For the rest we provide a static IP address, so we'll allocate a /30 (block of 4), and they get a single usable address which they will assign to their own manged router/firewall.

For the majority of our customers "networking" is either handled as overflow for their in/out IT resource or often by someone remotely savvy with tech.

For most of these people networking ranges from an infrequent concern to a vague mystery that can be sorted with a bit of googling.

For most, deploying and testing IPv6 has absolutely no upside and quite a bit of potential downside, that's because "everything works" on IPv4 and configuring IPv6 is just another potential source of error.

In addition, most people who opt for this setup do so in order to expose some internal service to the internet (port forward), again there is usually zero incentive to also deploy IPv6 as they can't be sure their client device will be using v6 when they come to connect, but they know it will support v4, everything does.

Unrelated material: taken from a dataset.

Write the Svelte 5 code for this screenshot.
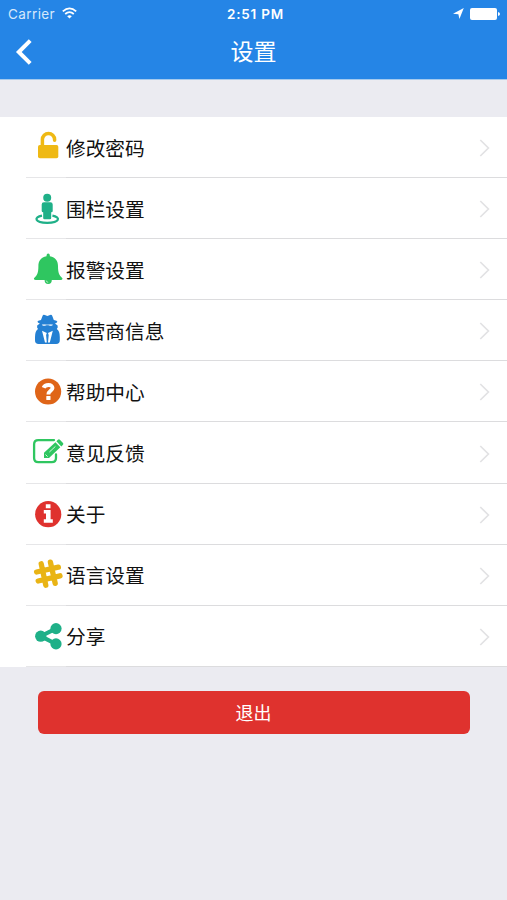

And so herin lies the issue, it's chicken and egg, they know they need v4, not every server they access or client who accesses their forwards supports v6, so they _have_ to implement v4. As such they see no reason to "faff" about with IPv6, and I don't really blame them.

We're considering charging more for dedicated v4 and possibly offering a free translation service (another point of failure :() but honestly, most would just pay the extra and then just resent us a little more. Our competitors continue to acquire v4 space as we do, this is what our customers want.

Until there is v6 only content (but who is incentivised to do this?) then I can't see any incentive for these users.

4 comments

I made a major push to try to get IPv6 running at a small business.

In the end, despite the ISP at the business supplying IPv6, and getting some client side IPv6 going with OTHER ISPS (a pain) it fell over because.

1) Things like the VPN client software didn't get routes right when client side network was IPv6 oriented so VPN connections broke - a no go.

2) We had to continue to offer ipv4, as folks in the field were not guaranteed an ipv6 connection back.

3) The WAN fallback / failover stuff didn't seem to work well with IPv6 (another ISP to work out IPv6 with).

4) Security folks continue to be worried about giving all machines in a business globally routable addresses. The tools say NOT to filter ICMP when you run ipv6 reachability, the security people say to filter ICMP. Too much of pain to figure out who is right and if/how ipv6 changed ICMP

5) ipv6 seemed to purposely make this transition harder than it needed to be. I don't get why they couldn't have kept a simpler / more familiar framework with ipv6 as an option, even if less ideal. Ie, DHCP vs autoconfig stuff, ICMPv4 style instead of having security folks worrying me about the weird things unfiltered ICMPv6 might do. Seriously, make the goodies / cool stuff the add ons.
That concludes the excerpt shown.